Return the entries below in their exact form, leaving the pictures out.
* begin Input data *
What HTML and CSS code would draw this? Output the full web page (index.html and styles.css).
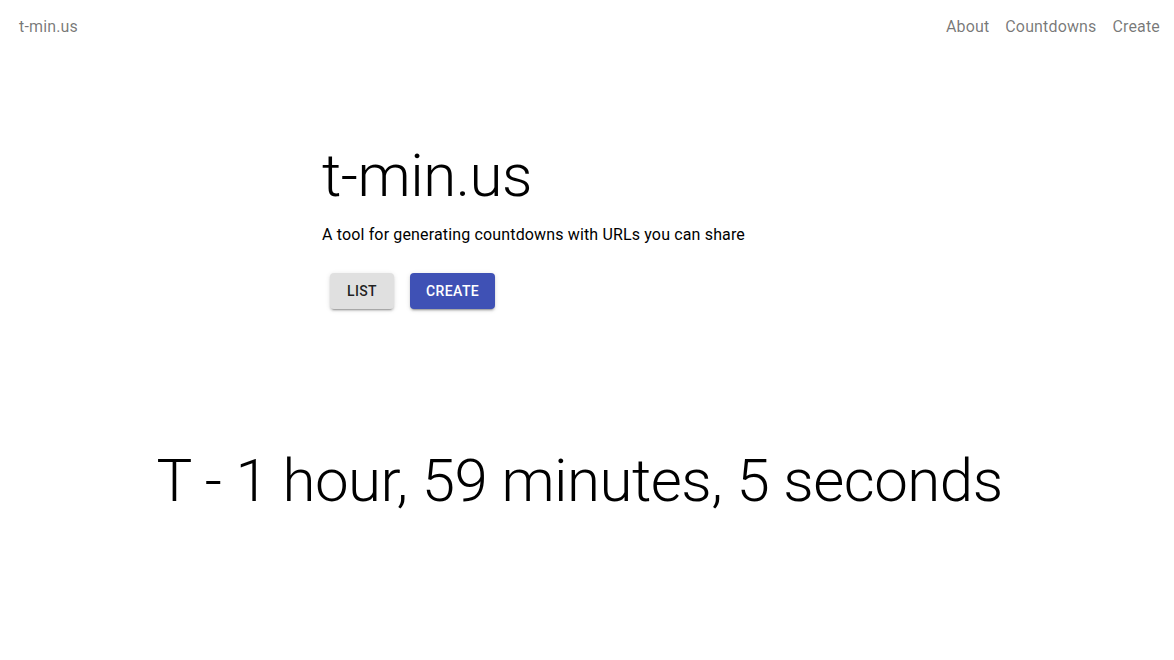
FILE: index.html
```html
<!DOCTYPE html>
<html>
<head>
<meta charset="utf-8">
<link rel="stylesheet" href="styles.css">
</head>
<body>
<header class="navbar">
  <a class="brand" href="#">t-min.us</a>
  <nav class="nav-links">
    <a href="#">About</a>
    <a href="#">Countdowns</a>
    <a href="#">Create</a>
  </nav>
</header>
<main class="main">
  <section class="hero">
    <h1 class="hero-title">t-min.us</h1>
    <p class="hero-sub">A tool for generating countdowns with URLs you can share</p>
    <div class="actions">
      <button class="btn btn-default">List</button>
      <button class="btn btn-primary">Create</button>
    </div>
  </section>
  <section class="countdown">
    <h2 class="countdown-text">T - 1 hour, 59 minutes, 5 seconds</h2>
  </section>
</main>
</body>
</html>
```
FILE: styles.css
```css
* { box-sizing: border-box; }
html, body { margin: 0; padding: 0; background: #fff; }
body {
  font-family: Roboto, "Liberation Sans", sans-serif;
  color: rgba(0,0,0,0.87);
  width: 1174px;
  height: 660px;
  overflow: hidden;
}
.navbar {
  display: flex;
  justify-content: space-between;
  align-items: center;
  height: 52px;
  padding: 0 14px 0 19px;
}
.navbar a {
  text-decoration: none;
  color: rgba(0,0,0,0.54);
  font-size: 16px;
  letter-spacing: 0.15px;
}
.nav-links { display: flex; gap: 16px; }
.main { display: flex; flex-direction: column; }
.hero {
  padding-left: 322px;
  padding-top: 88px;
}
.hero-title {
  margin: 0;
  font-weight: 300;
  font-size: 60px;
  line-height: 1.2;
  color: #000;
  letter-spacing: -0.5px;
}
.hero-sub {
  margin: 13px 0 0;
  font-size: 16px;
  letter-spacing: 0.15px;
  color: #000;
}
.actions { display: flex; gap: 16px; padding-left: 8px; margin-top: 29px; }
.btn {
  min-width: 64px;
  height: 36px;
  padding: 6px 16px;
  border: none;
  border-radius: 4px;
  font-family: Roboto, sans-serif;
  font-weight: 500;
  font-size: 14px;
  letter-spacing: 0.4px;
  text-transform: uppercase;
  box-shadow: 0 3px 1px -2px rgba(0,0,0,0.2), 0 2px 2px 0 rgba(0,0,0,0.14), 0 1px 5px 0 rgba(0,0,0,0.12);
}
.btn-default { background: #e0e0e0; color: rgba(0,0,0,0.87); }
.btn-primary { background: #3f51b5; color: #fff; }
.countdown { text-align: center; margin-top: 136px; padding-right: 15px; }
.countdown-text {
  margin: 0;
  font-weight: 300;
  font-size: 60px;
  line-height: 1.2;
  letter-spacing: -0.5px;
  color: #000;
}
```
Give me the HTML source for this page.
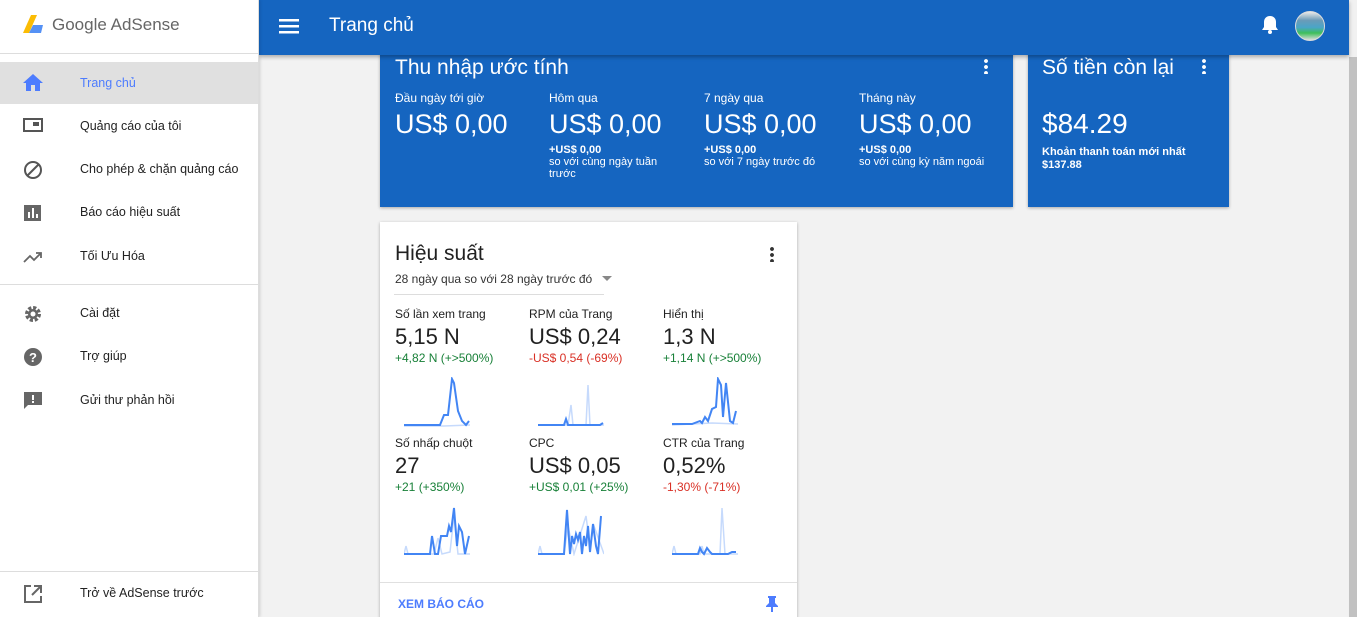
* end Input data *
▶ _Solution_
What HTML and CSS code would draw this? Output the full web page (index.html and styles.css).
FILE: index.html
```html
<!DOCTYPE html>
<html>
<head>
<meta charset="utf-8">
<link rel="stylesheet" href="styles.css">
</head>
<body>
<header class="navbar">
  <a class="brand" href="#">t-min.us</a>
  <nav class="nav-links">
    <a href="#">About</a>
    <a href="#">Countdowns</a>
    <a href="#">Create</a>
  </nav>
</header>
<main class="main">
  <section class="hero">
    <h1 class="hero-title">t-min.us</h1>
    <p class="hero-sub">A tool for generating countdowns with URLs you can share</p>
    <div class="actions">
      <button class="btn btn-default">List</button>
      <button class="btn btn-primary">Create</button>
    </div>
  </section>
  <section class="countdown">
    <h2 class="countdown-text">T - 1 hour, 59 minutes, 5 seconds</h2>
  </section>
</main>
</body>
</html>
```
FILE: styles.css
```css
* { box-sizing: border-box; }
html, body { margin: 0; padding: 0; background: #fff; }
body {
  font-family: Roboto, "Liberation Sans", sans-serif;
  color: rgba(0,0,0,0.87);
  width: 1174px;
  height: 660px;
  overflow: hidden;
}
.navbar {
  display: flex;
  justify-content: space-between;
  align-items: center;
  height: 52px;
  padding: 0 14px 0 19px;
}
.navbar a {
  text-decoration: none;
  color: rgba(0,0,0,0.54);
  font-size: 16px;
  letter-spacing: 0.15px;
}
.nav-links { display: flex; gap: 16px; }
.main { display: flex; flex-direction: column; }
.hero {
  padding-left: 322px;
  padding-top: 88px;
}
.hero-title {
  margin: 0;
  font-weight: 300;
  font-size: 60px;
  line-height: 1.2;
  color: #000;
  letter-spacing: -0.5px;
}
.hero-sub {
  margin: 13px 0 0;
  font-size: 16px;
  letter-spacing: 0.15px;
  color: #000;
}
.actions { display: flex; gap: 16px; padding-left: 8px; margin-top: 29px; }
.btn {
  min-width: 64px;
  height: 36px;
  padding: 6px 16px;
  border: none;
  border-radius: 4px;
  font-family: Roboto, sans-serif;
  font-weight: 500;
  font-size: 14px;
  letter-spacing: 0.4px;
  text-transform: uppercase;
  box-shadow: 0 3px 1px -2px rgba(0,0,0,0.2), 0 2px 2px 0 rgba(0,0,0,0.14), 0 1px 5px 0 rgba(0,0,0,0.12);
}
.btn-default { background: #e0e0e0; color: rgba(0,0,0,0.87); }
.btn-primary { background: #3f51b5; color: #fff; }
.countdown { text-align: center; margin-top: 136px; padding-right: 15px; }
.countdown-text {
  margin: 0;
  font-weight: 300;
  font-size: 60px;
  line-height: 1.2;
  letter-spacing: -0.5px;
  color: #000;
}
```
Give me the HTML source for this page.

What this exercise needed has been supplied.